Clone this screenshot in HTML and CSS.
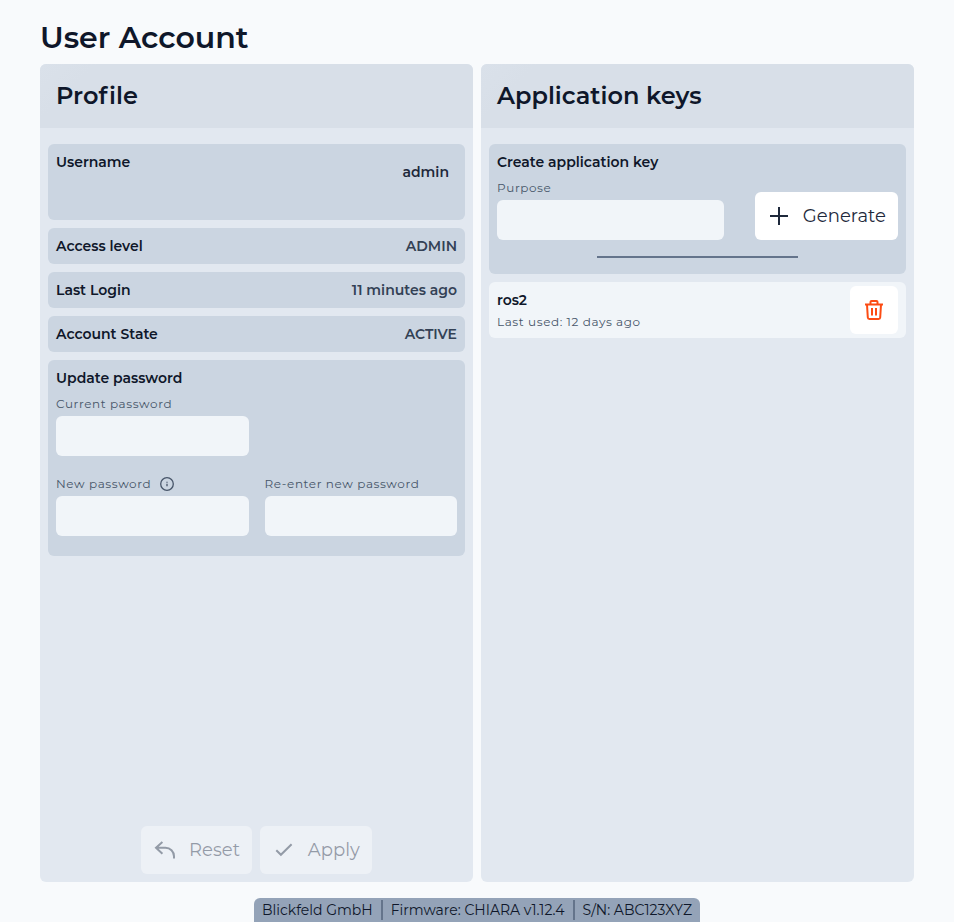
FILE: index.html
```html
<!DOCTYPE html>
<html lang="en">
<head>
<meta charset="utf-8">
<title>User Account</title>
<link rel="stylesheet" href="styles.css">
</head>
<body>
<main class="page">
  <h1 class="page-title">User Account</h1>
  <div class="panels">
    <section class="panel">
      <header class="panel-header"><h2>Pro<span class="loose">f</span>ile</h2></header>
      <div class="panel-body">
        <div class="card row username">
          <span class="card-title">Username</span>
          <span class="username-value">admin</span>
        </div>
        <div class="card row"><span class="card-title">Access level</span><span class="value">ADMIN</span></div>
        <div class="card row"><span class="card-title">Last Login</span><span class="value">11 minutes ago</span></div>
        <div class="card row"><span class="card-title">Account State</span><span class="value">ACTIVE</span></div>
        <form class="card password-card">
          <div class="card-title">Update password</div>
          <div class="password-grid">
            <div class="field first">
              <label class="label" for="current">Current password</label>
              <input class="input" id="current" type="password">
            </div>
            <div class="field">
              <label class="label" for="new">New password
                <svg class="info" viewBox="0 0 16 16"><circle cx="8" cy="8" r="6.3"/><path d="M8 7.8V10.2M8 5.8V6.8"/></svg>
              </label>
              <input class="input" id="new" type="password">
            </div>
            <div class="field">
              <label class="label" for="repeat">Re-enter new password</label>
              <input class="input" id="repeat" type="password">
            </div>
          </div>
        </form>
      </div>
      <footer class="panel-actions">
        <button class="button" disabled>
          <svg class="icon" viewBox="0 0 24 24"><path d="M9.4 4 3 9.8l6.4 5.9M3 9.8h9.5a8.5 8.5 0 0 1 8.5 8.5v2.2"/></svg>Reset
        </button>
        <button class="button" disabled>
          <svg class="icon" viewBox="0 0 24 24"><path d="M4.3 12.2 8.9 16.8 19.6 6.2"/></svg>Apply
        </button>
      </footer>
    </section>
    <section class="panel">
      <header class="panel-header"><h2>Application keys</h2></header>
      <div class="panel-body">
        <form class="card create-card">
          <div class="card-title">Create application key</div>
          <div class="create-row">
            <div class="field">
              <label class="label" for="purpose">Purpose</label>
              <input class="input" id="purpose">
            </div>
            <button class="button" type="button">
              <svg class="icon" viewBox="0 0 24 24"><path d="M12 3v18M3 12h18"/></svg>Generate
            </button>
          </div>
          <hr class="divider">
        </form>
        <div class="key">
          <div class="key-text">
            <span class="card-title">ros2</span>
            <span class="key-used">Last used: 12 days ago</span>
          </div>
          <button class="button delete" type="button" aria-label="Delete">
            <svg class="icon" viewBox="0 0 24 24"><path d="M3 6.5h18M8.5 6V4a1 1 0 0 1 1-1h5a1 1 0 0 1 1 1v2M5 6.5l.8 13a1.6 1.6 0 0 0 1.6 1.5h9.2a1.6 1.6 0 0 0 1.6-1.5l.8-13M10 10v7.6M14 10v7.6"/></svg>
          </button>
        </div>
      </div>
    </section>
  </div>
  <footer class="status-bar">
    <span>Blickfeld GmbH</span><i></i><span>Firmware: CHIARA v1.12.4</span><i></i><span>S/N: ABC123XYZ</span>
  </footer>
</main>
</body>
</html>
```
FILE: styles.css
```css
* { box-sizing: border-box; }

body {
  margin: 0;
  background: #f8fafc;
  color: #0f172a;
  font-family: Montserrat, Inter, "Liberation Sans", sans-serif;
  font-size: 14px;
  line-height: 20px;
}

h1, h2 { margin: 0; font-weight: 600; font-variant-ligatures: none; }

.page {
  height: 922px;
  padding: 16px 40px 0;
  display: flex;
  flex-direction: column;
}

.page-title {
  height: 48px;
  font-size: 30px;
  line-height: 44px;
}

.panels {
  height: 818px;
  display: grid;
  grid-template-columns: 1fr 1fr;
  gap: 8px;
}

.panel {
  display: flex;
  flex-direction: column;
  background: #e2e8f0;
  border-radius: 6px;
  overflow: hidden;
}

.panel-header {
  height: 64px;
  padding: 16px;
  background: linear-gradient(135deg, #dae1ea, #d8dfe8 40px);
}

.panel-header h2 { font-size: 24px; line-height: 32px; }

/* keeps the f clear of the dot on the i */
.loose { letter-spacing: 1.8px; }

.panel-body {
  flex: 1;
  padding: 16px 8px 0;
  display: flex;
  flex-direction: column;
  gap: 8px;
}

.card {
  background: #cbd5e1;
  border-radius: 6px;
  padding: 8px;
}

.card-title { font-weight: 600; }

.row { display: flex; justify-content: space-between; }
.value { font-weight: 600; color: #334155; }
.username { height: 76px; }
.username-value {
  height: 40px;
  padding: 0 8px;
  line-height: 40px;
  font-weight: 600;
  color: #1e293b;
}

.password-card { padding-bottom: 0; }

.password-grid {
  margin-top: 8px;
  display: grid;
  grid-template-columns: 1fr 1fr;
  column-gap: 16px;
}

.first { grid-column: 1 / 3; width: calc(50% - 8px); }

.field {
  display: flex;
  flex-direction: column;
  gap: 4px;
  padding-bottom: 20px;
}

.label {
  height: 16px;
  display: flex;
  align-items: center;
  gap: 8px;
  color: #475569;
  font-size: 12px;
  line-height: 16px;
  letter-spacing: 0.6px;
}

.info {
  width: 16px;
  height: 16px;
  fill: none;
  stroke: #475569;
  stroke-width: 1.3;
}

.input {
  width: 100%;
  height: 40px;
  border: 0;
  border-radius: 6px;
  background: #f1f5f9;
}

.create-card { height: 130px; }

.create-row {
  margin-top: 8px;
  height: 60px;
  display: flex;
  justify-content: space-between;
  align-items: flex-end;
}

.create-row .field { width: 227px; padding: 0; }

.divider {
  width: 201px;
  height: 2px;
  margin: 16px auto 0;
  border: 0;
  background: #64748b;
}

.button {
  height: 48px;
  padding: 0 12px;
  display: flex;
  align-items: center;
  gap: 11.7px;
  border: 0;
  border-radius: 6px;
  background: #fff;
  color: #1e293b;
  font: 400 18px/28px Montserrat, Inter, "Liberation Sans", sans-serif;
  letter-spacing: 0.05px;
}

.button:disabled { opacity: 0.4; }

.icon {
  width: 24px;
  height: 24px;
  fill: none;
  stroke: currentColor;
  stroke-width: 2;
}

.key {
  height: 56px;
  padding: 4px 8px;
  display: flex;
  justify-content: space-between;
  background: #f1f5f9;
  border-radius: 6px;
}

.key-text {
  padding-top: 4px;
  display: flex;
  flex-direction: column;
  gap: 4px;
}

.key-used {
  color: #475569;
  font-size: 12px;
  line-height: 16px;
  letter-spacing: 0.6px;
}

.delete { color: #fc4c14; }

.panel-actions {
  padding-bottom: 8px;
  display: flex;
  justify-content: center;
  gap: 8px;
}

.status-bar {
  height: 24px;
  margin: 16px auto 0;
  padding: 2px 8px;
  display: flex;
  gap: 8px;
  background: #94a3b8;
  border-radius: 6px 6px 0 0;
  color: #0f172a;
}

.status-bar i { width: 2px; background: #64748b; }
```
====
Task: Return the listing above unchanged, apart from dropping its pictures.

Exercise output:
Clone this screenshot in HTML and CSS.
FILE: index.html
```html
<!DOCTYPE html>
<html lang="en">
<head>
<meta charset="utf-8">
<title>User Account</title>
<link rel="stylesheet" href="styles.css">
</head>
<body>
<main class="page">
  <h1 class="page-title">User Account</h1>
  <div class="panels">
    <section class="panel">
      <header class="panel-header"><h2>Pro<span class="loose">f</span>ile</h2></header>
      <div class="panel-body">
        <div class="card row username">
          <span class="card-title">Username</span>
          <span class="username-value">admin</span>
        </div>
        <div class="card row"><span class="card-title">Access level</span><span class="value">ADMIN</span></div>
        <div class="card row"><span class="card-title">Last Login</span><span class="value">11 minutes ago</span></div>
        <div class="card row"><span class="card-title">Account State</span><span class="value">ACTIVE</span></div>
        <form class="card password-card">
          <div class="card-title">Update password</div>
          <div class="password-grid">
            <div class="field first">
              <label class="label" for="current">Current password</label>
              <input class="input" id="current" type="password">
            </div>
            <div class="field">
              <label class="label" for="new">New password
                <svg class="info" viewBox="0 0 16 16"><circle cx="8" cy="8" r="6.3"/><path d="M8 7.8V10.2M8 5.8V6.8"/></svg>
              </label>
              <input class="input" id="new" type="password">
            </div>
            <div class="field">
              <label class="label" for="repeat">Re-enter new password</label>
              <input class="input" id="repeat" type="password">
            </div>
          </div>
        </form>
      </div>
      <footer class="panel-actions">
        <button class="button" disabled>
          <svg class="icon" viewBox="0 0 24 24"><path d="M9.4 4 3 9.8l6.4 5.9M3 9.8h9.5a8.5 8.5 0 0 1 8.5 8.5v2.2"/></svg>Reset
        </button>
        <button class="button" disabled>
          <svg class="icon" viewBox="0 0 24 24"><path d="M4.3 12.2 8.9 16.8 19.6 6.2"/></svg>Apply
        </button>
      </footer>
    </section>
    <section class="panel">
      <header class="panel-header"><h2>Application keys</h2></header>
      <div class="panel-body">
        <form class="card create-card">
          <div class="card-title">Create application key</div>
          <div class="create-row">
            <div class="field">
              <label class="label" for="purpose">Purpose</label>
              <input class="input" id="purpose">
            </div>
            <button class="button" type="button">
              <svg class="icon" viewBox="0 0 24 24"><path d="M12 3v18M3 12h18"/></svg>Generate
            </button>
          </div>
          <hr class="divider">
        </form>
        <div class="key">
          <div class="key-text">
            <span class="card-title">ros2</span>
            <span class="key-used">Last used: 12 days ago</span>
          </div>
          <button class="button delete" type="button" aria-label="Delete">
            <svg class="icon" viewBox="0 0 24 24"><path d="M3 6.5h18M8.5 6V4a1 1 0 0 1 1-1h5a1 1 0 0 1 1 1v2M5 6.5l.8 13a1.6 1.6 0 0 0 1.6 1.5h9.2a1.6 1.6 0 0 0 1.6-1.5l.8-13M10 10v7.6M14 10v7.6"/></svg>
          </button>
        </div>
      </div>
    </section>
  </div>
  <footer class="status-bar">
    <span>Blickfeld GmbH</span><i></i><span>Firmware: CHIARA v1.12.4</span><i></i><span>S/N: ABC123XYZ</span>
  </footer>
</main>
</body>
</html>
```
FILE: styles.css
```css
* { box-sizing: border-box; }

body {
  margin: 0;
  background: #f8fafc;
  color: #0f172a;
  font-family: Montserrat, Inter, "Liberation Sans", sans-serif;
  font-size: 14px;
  line-height: 20px;
}

h1, h2 { margin: 0; font-weight: 600; font-variant-ligatures: none; }

.page {
  height: 922px;
  padding: 16px 40px 0;
  display: flex;
  flex-direction: column;
}

.page-title {
  height: 48px;
  font-size: 30px;
  line-height: 44px;
}

.panels {
  height: 818px;
  display: grid;
  grid-template-columns: 1fr 1fr;
  gap: 8px;
}

.panel {
  display: flex;
  flex-direction: column;
  background: #e2e8f0;
  border-radius: 6px;
  overflow: hidden;
}

.panel-header {
  height: 64px;
  padding: 16px;
  background: linear-gradient(135deg, #dae1ea, #d8dfe8 40px);
}

.panel-header h2 { font-size: 24px; line-height: 32px; }

/* keeps the f clear of the dot on the i */
.loose { letter-spacing: 1.8px; }

.panel-body {
  flex: 1;
  padding: 16px 8px 0;
  display: flex;
  flex-direction: column;
  gap: 8px;
}

.card {
  background: #cbd5e1;
  border-radius: 6px;
  padding: 8px;
}

.card-title { font-weight: 600; }

.row { display: flex; justify-content: space-between; }
.value { font-weight: 600; color: #334155; }
.username { height: 76px; }
.username-value {
  height: 40px;
  padding: 0 8px;
  line-height: 40px;
  font-weight: 600;
  color: #1e293b;
}

.password-card { padding-bottom: 0; }

.password-grid {
  margin-top: 8px;
  display: grid;
  grid-template-columns: 1fr 1fr;
  column-gap: 16px;
}

.first { grid-column: 1 / 3; width: calc(50% - 8px); }

.field {
  display: flex;
  flex-direction: column;
  gap: 4px;
  padding-bottom: 20px;
}

.label {
  height: 16px;
  display: flex;
  align-items: center;
  gap: 8px;
  color: #475569;
  font-size: 12px;
  line-height: 16px;
  letter-spacing: 0.6px;
}

.info {
  width: 16px;
  height: 16px;
  fill: none;
  stroke: #475569;
  stroke-width: 1.3;
}

.input {
  width: 100%;
  height: 40px;
  border: 0;
  border-radius: 6px;
  background: #f1f5f9;
}

.create-card { height: 130px; }

.create-row {
  margin-top: 8px;
  height: 60px;
  display: flex;
  justify-content: space-between;
  align-items: flex-end;
}

.create-row .field { width: 227px; padding: 0; }

.divider {
  width: 201px;
  height: 2px;
  margin: 16px auto 0;
  border: 0;
  background: #64748b;
}

.button {
  height: 48px;
  padding: 0 12px;
  display: flex;
  align-items: center;
  gap: 11.7px;
  border: 0;
  border-radius: 6px;
  background: #fff;
  color: #1e293b;
  font: 400 18px/28px Montserrat, Inter, "Liberation Sans", sans-serif;
  letter-spacing: 0.05px;
}

.button:disabled { opacity: 0.4; }

.icon {
  width: 24px;
  height: 24px;
  fill: none;
  stroke: currentColor;
  stroke-width: 2;
}

.key {
  height: 56px;
  padding: 4px 8px;
  display: flex;
  justify-content: space-between;
  background: #f1f5f9;
  border-radius: 6px;
}

.key-text {
  padding-top: 4px;
  display: flex;
  flex-direction: column;
  gap: 4px;
}

.key-used {
  color: #475569;
  font-size: 12px;
  line-height: 16px;
  letter-spacing: 0.6px;
}

.delete { color: #fc4c14; }

.panel-actions {
  padding-bottom: 8px;
  display: flex;
  justify-content: center;
  gap: 8px;
}

.status-bar {
  height: 24px;
  margin: 16px auto 0;
  padding: 2px 8px;
  display: flex;
  gap: 8px;
  background: #94a3b8;
  border-radius: 6px 6px 0 0;
  color: #0f172a;
}

.status-bar i { width: 2px; background: #64748b; }
```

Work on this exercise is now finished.